Rahul Gandhi alleged the Centre's policies were responsible for the destruction of one crore jobs in 2018
New Delhi: Congress President Rahul Gandhi today slammed Prime Minister Narendra Modi over an unreleased statistical report, which said India's male workforce had shrunk for the first time since 1993-94. The report pointed both to job losses and fewer employment opportunities, reported The Indian Express, citing an unreleased survey from the National Sample Survey Office or NSSO.
The lack of jobs for the country's increasing population of young adults has been one of the key election issues for the Congress.
"India's PM is a joke," said Rahul Gandhi in a tweet today, alleging the Centre's policies were responsible for the destruction of one crore jobs in 2018.
The report said fewer men were employed in 2017-18, compared to 30.4 crore in 2011-12, when the last survey was held. The report says data from the survey showed an employment loss of 4.3 crore in rural areas and 0.4 crore in urban areas.
This latest report comes months after a previous report, also from the NSSO, which said the country's unemployment rate rose to a 45-year-high in 2017-18. The government had then went into damage control after opposition leaders, including Mr Gandhi, attacked the government.
"NoMo Jobs", "#HowsTheJobs," Mr Gandhi had then tweeted, modifying a popular dialogue "How's The Josh," from Bollywood hit "Uri".
Several government officials, including NITI Aayog CEO Amitabh Kant, had refuted the report, saying internal analysis showed the government was "creating 7.8 million jobs."

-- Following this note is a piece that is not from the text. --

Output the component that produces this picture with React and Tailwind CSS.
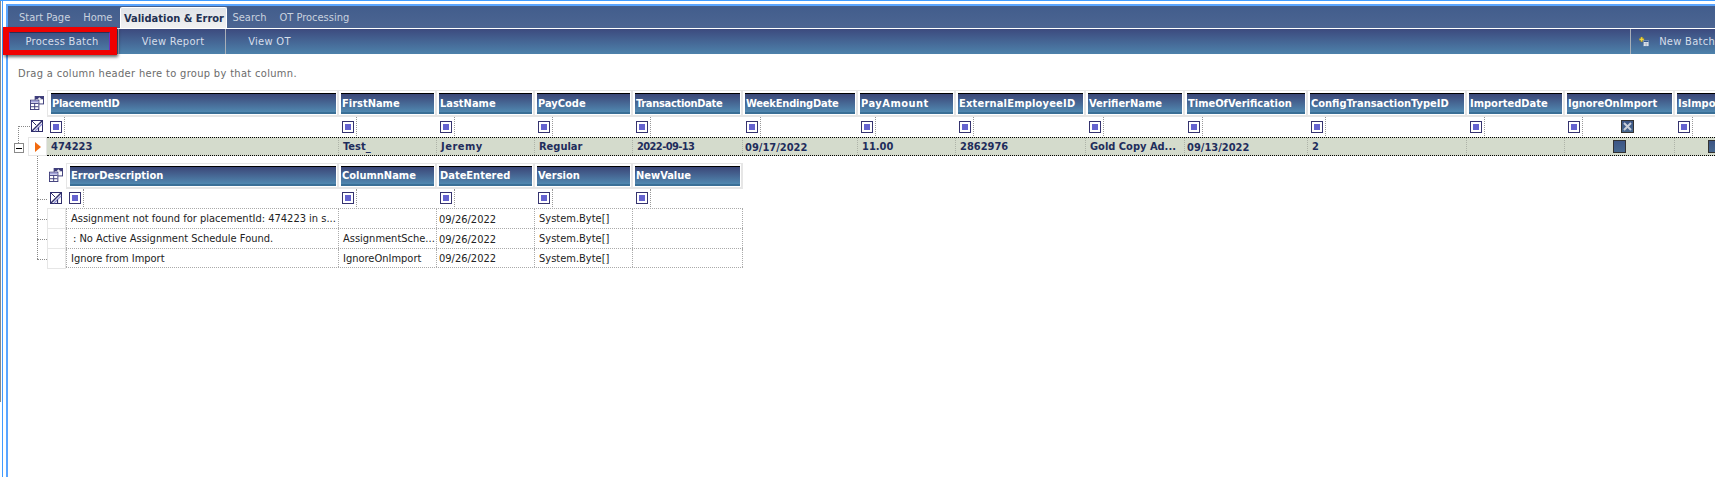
import React from "react";

const parentCols = [
  { name: "PlacementID", w: "w-[292px]", first: true, value: "474223", track: "tracking-[-0.3px]" },
  { name: "FirstName", w: "w-[98px]", value: "Test_" },
  { name: "LastName", w: "w-[98px]", value: "Jeremy", valueTrack: "tracking-[0.5px]" },
  { name: "PayCode", w: "w-[98px]", value: "Regular" },
  { name: "TransactionDate", w: "w-[110px]", value: "2022-09-13", track: "tracking-[-0.3px]", valueTrack: "tracking-[-0.6px]" },
  { name: "WeekEndingDate", w: "w-[115px]", value: "09/17/2022", date: true, track: "tracking-[-0.2px]" },
  { name: "PayAmount", w: "w-[98px]", value: "11.00", track: "tracking-[0.5px]" },
  { name: "ExternalEmployeeID", w: "w-[130px]", value: "2862976", track: "tracking-[0.2px]" },
  { name: "VerifierName", w: "w-[99px]", value: "Gold Copy Ad..." },
  { name: "TimeOfVerification", w: "w-[123px]", value: "09/13/2022", date: true },
  { name: "ConfigTransactionTypeID", w: "w-[159px]", value: "2" },
  { name: "ImportedDate", w: "w-[98px]", value: "" },
  { name: "IgnoreOnImport", w: "w-[110px]", value: "", check: "ml-[44px]", filterX: true },
  { name: "IsImported", w: "w-[98px]", value: "", check: "ml-[29px]" },
];

const childCols = [
  { name: "ErrorDescription", w: "w-[273px]", first: true },
  { name: "ColumnName", w: "w-[98px]" },
  { name: "DateEntered", w: "w-[98px]" },
  { name: "Version", w: "w-[98px]" },
  { name: "NewValue", w: "w-[110px]" },
];

const childRows = [
  ["Assignment not found for placementId: 474223 in s...", "", "09/26/2022", "System.Byte[]", ""],
  ["\u2009: No Active Assignment Schedule Found.", "AssignmentSche...", "09/26/2022", "System.Byte[]", ""],
  ["Ignore from Import", "IgnoreOnImport", "09/26/2022", "System.Byte[]", ""],
];

function ChooserIcon() {
  return (
    <svg width="14" height="14" viewBox="0 0 15 15" className="block">
      <rect x="5.5" y="0.5" width="9" height="8" fill="#fff" stroke="#3b3a78" />
      <rect x="5.5" y="0.5" width="9" height="3" fill="#3b3a78" />
      <path d="M10 5V1.5M8.5 3H12" stroke="#fff" strokeWidth="1" />
      <rect x="0.5" y="4.5" width="9" height="10" fill="#fff" stroke="#3b3a78" />
      <path d="M1 8h8M1 11.5h8M5 8v6" stroke="#3b3a78" strokeWidth="1" />
      <rect x="1" y="5" width="8" height="2" fill="#a6a6dc" />
    </svg>
  );
}

function ClearFilterIcon() {
  return (
    <svg width="12" height="12" viewBox="0 0 12 12" className="block">
      <rect x="0.5" y="0.5" width="11" height="11" fill="#fff" stroke="#2e2d6b" />
      <path d="M1 11 11 1" stroke="#2e2d6b" strokeWidth="1.5" />
      <path d="M4 11l7-7" stroke="#8f8fd6" strokeWidth="1.2" />
      <path d="M7.500 11V7.500" stroke="#2e2d6b" strokeWidth="1.2" />
      <path d="M1 1l4 4" stroke="#2e2d6b" strokeWidth="1" />
    </svg>
  );
}

function FilterBox() {
  return (
    <div className="w-[12px] h-[12px] border border-[#35336f] bg-white flex items-center justify-center shrink-0">
      <div className="w-[6px] h-[6px] bg-[#6563cf]" />
    </div>
  );
}

function NewBatchIcon() {
  return (
    <svg width="17" height="17" viewBox="0 0 17 17" className="block">
      <path d="M3 1h3v2.500h2.500v3H6V9H3V6.500H0.500v-3H3z" fill="#f6d93c" stroke="#8a7a20" strokeWidth="0.6" />
      <rect x="8" y="7" width="8" height="9" fill="#eef1f6" stroke="#a9b6cc" strokeWidth="0.6" />
      <rect x="8" y="7" width="8" height="2.500" fill="#31568f" />
      <path d="M8.500 12.500h7M12 10v6" stroke="#7b8aa6" strokeWidth="0.8" />
    </svg>
  );
}

function CheckCell({ crossed }) {
  return (
    <div className="w-[13px] h-[13px] border border-[#333] bg-gradient-to-b from-[#3c5585] to-[#47688f] flex items-center justify-center">
      {crossed && (
        <svg width="11" height="11" viewBox="0 0 11 11">
          <path d="M2 2l7 7M9 2l-7 7" stroke="#c9cfdb" strokeWidth="2" />
        </svg>
      )}
    </div>
  );
}

function HeaderRow({ cols, height }) {
  return (
    <div className={`flex ${height} border-t border-b-2 border-[#e6e6e6]`}>
      {cols.map((col) => (
        <div
          key={col.name}
          className={`${col.w} shrink-0 h-full pt-[2px] pb-[1px] pr-[1px] border-r-2 border-[#e6e6e6] ${
            col.first ? "pl-[3px] border-l border-l-[#e6e6e6]" : "pl-[2px]"
          }`}
        >
          <div
            className={`h-full border-t border-black border-b-2 border-b-[#3a6f96] bg-gradient-to-b from-[#3b4778] to-[#5088b0] px-[1px] flex items-center text-white font-bold whitespace-nowrap overflow-hidden ${
              col.track || ""
            }`}
          >
            {col.name}
          </div>
        </div>
      ))}
    </div>
  );
}

function FilterRow({ cols, height }) {
  return (
    <div className={`flex ${height}`}>
      {cols.map((col) => (
        <div key={col.name} className={`${col.w} shrink-0 h-full flex items-center pl-[3px] pb-[1px]`}>
          <div className="flex items-center h-full pr-[2px] border-r border-dotted border-[#999]">
            <FilterBox />
          </div>
          {col.filterX && (
            <div className="ml-[38px]">
              <CheckCell crossed />
            </div>
          )}
        </div>
      ))}
    </div>
  );
}

function TreeLines() {
  return (
    <>
      <div className="absolute left-[10px] top-[36px] w-[12px] border-t border-dotted border-[#888]" />
      <div className="absolute left-[10px] top-[36px] h-[17px] border-l border-dotted border-[#888]" />
      <div className="absolute left-[29px] top-[66px] h-[103px] border-l border-dotted border-[#888]" />
      <div className="absolute left-[29px] top-[109px] w-[10px] border-t border-dotted border-[#888]" />
      <div className="absolute left-[29px] top-[129px] w-[10px] border-t border-dotted border-[#888]" />
      <div className="absolute left-[29px] top-[149px] w-[10px] border-t border-dotted border-[#888]" />
      <div className="absolute left-[29px] top-[169px] w-[10px] border-t border-dotted border-[#888]" />
      <div className="absolute left-[6px] top-[53px] w-[10px] h-[10px] border border-[#8a8a8a] bg-white flex items-center justify-center">
        <div className="w-[6px] h-px bg-black" />
      </div>
    </>
  );
}

export default function App() {
  return (
    <div className="relative w-[1715px] h-[477px] overflow-hidden bg-white flex flex-col text-[11px] leading-none text-[#222] font-['DejaVu_Sans_Condensed','Liberation_Sans',sans-serif]">
      <div className="h-px shrink-0 bg-[#3f9bff]" />
      <div className="flex flex-1 min-h-0">
        <div className="w-px h-[401px] bg-[#8a8a8a] shrink-0" />
        <div className="w-px bg-white shrink-0" />
        <div className="w-px bg-[#3f9bff] shrink-0" />
        <div className="w-[3px] shrink-0" />
        <div className="flex-1 min-w-0 mt-[3px] border-t-2 border-l-2 border-[#5aa5ff] flex flex-col">
          {/* tabs */}
          <div className="h-[22px] shrink-0 bg-gradient-to-b from-[#425d8c] to-[#4c6592] flex items-end text-[#c9d2df]">
            <div className="flex items-center h-full pl-[11px] gap-[13px]">
              <span>Start Page</span>
              <span>Home</span>
            </div>
            <div className="ml-[8px] h-[21px] w-[107px] border border-b-0 border-white rounded-t-[2px] bg-gradient-to-b from-[#dfe3e8] to-[#f1f1f1] flex items-center justify-center font-bold text-[#223052] whitespace-nowrap">
              Validation &amp; Error
            </div>
            <div className="flex items-center h-full pl-[5px] gap-[13px]">
              <span>Search</span>
              <span>OT Processing</span>
            </div>
          </div>
          <div className="h-px shrink-0 bg-white" />
          {/* toolbar */}
          <div className="h-[25px] shrink-0 bg-gradient-to-b from-[#3c4a7e] to-[#4d82ab] flex items-center text-[#d6deea] tracking-[0.3px]">
            <div className="w-[111px] h-full flex items-center justify-center pr-[2px] border-r border-[#a9afb8]">Process Batch</div>
            <div className="w-[107px] h-full flex items-center justify-center pl-[2px] border-r border-[#a9afb8]">View Report</div>
            <div className="w-[87px] h-full flex items-center justify-center">View OT</div>
            <div className="ml-auto w-[85px] h-full flex items-center border-l border-[#a9afb8] pl-[8px] gap-[10px] whitespace-nowrap overflow-hidden">
              <NewBatchIcon />
              New Batch
            </div>
          </div>
          {/* group panel */}
          <div className="h-[36px] shrink-0 pl-[10px] pt-[14px] text-[#6b6b6b] tracking-[0.33px]">
            Drag a column header here to group by that column.
          </div>
          {/* parent grid */}
          <div className="relative flex-1 min-h-0 pl-[39px]">
            <TreeLines />
            <div className="absolute left-[22px] top-[6px]">
              <ChooserIcon />
            </div>
            <div className="absolute left-[23px] top-[30px]">
              <ClearFilterIcon />
            </div>
            <HeaderRow cols={parentCols} height="h-[27px]" />
            <FilterRow cols={parentCols} height="h-[20px]" />
            {/* selected row */}
            <div className="relative flex h-[19px] bg-[#d4dbcc] border-y border-dotted border-black font-bold text-[#1f2d5c]">
              <div className="absolute left-[-19px] top-[-1px] w-[19px] h-[19px] border border-[#e6e6e6] bg-white flex items-center justify-center">
                <svg width="6" height="10" viewBox="0 0 6 10">
                  <path d="M0 0l6 5-6 5z" fill="#f26a0f" />
                </svg>
              </div>
              {parentCols.map((col) => (
                <div
                  key={col.name}
                  className={`${col.w} shrink-0 h-full flex items-center border-r border-dotted border-[#aeb3a8] whitespace-nowrap overflow-hidden ${
                    col.date ? "pl-[2px] pt-[2px]" : "pl-[4px]"
                  } ${col.valueTrack || ""}`}
                >
                  {col.check ? (
                    <div className={col.check}>
                      <CheckCell />
                    </div>
                  ) : (
                    col.value
                  )}
                </div>
              ))}
            </div>
            {/* child grid */}
            <div className="mt-[7px] ml-[19px] relative w-fit">
              <div className="absolute left-[-17px] top-[5px]">
                <ChooserIcon />
              </div>
              <div className="absolute left-[-16px] top-[29px]">
                <ClearFilterIcon />
              </div>
              <HeaderRow cols={childCols} height="h-[26px]" />
              <FilterRow cols={childCols} height="h-[19px]" />
              {childRows.map((row, i) => (
                <div key={i} className="relative flex h-[20px] border-t border-dotted border-[#aaa] last:border-b">
                  <div className="absolute left-[-19px] top-[-1px] w-[19px] h-[21px] border border-[#e6e6e6]" />
                  {childCols.map((col, j) => (
                    <div
                      key={col.name}
                      className={`${col.w} shrink-0 h-full flex items-center border-r border-dotted border-[#aaa] whitespace-pre overflow-hidden ${
                        j === 2 ? "pl-[2px] pt-[1px]" : "pl-[4px]"
                      } ${j === 0 ? "border-l" : ""}`}
                    >
                      {row[j]}
                    </div>
                  ))}
                </div>
              ))}
            </div>
          </div>
        </div>
      </div>
      {/* red annotation around Process Batch */}
      <div className="absolute left-[3px] top-[27px] w-[114px] h-[28px] border-[5px] border-l-[6px] border-r-[7px] border-[#f00000] shadow-[1px_2px_3px_rgba(0,0,0,0.6)]">
        <div className="h-full border-x border-x-[#6a35c4] border-t border-t-[#2b2f55]" />
      </div>
    </div>
  );
}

The report was not released despite being vetted by the National Statistical Commission in December, allege two non-independent members who quit the data collating body shortly after.

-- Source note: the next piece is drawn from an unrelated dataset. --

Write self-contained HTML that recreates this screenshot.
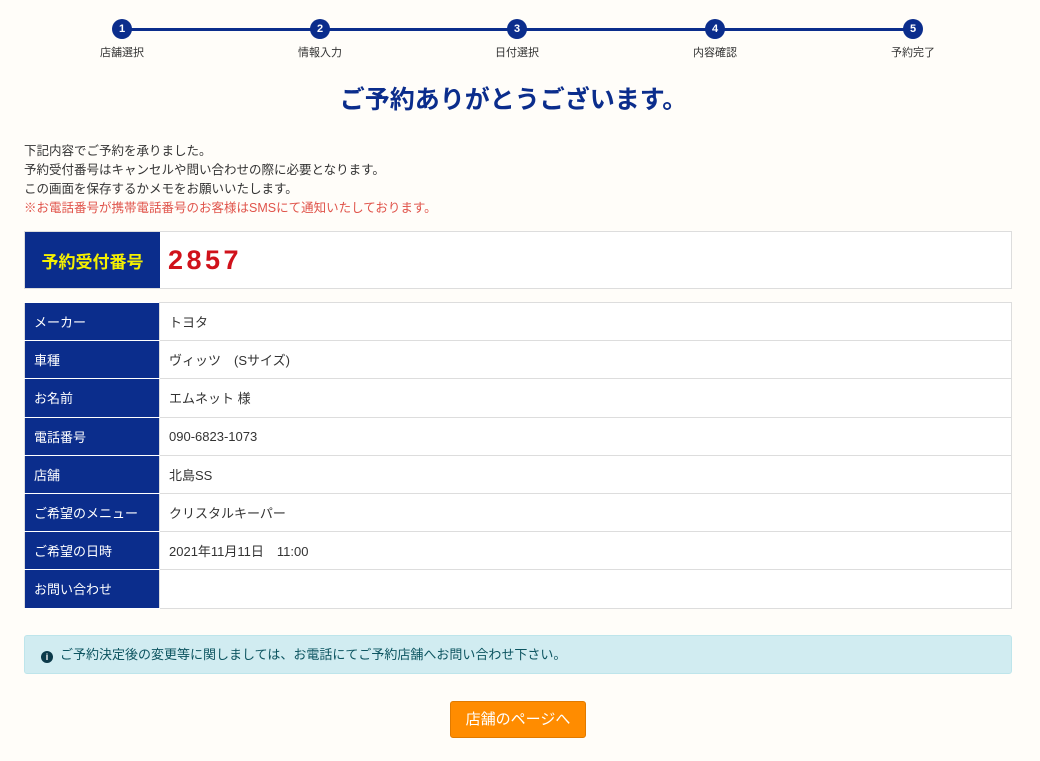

One of them, acting chairman PC Mohanan, had cited the delay in the report's release as the reason for his departure.
The jobs data assumed significance as this was the first comprehensive assessment of the employment scenario in the country after the notes ban in November 2016, another move by the government that drew an avalanche of opposition criticism.

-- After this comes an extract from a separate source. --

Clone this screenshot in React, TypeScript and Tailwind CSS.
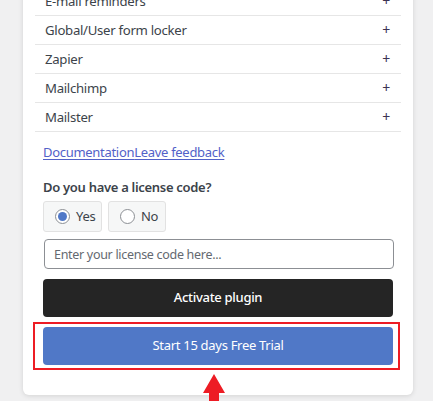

Mr Gandhi cited the notes ban again today. "One fine morning, he (Modi) got up and decided to carry out demonetisation. Is this a joke? Destroying people's lives," Mr Gandhi said at a rally in Manipur.
Weeks ago, over 100 economists and social scientists cited apprehensions of political interference in statistical data in India and called for the restoration of "institutional independence" and integrity of statistical organisations.
"It (statistical machinery) was often criticised for the quality of its estimates, but never were allegations made of political interference influencing decisions and the estimates themselves," they said in an appeal.
The appeal was dubbed by Union Finance Minister Arun Jaitley to be a "fake campaign" by "compulsive contrarians", a term used by the finance minister to describe those he claims spread contradictory information.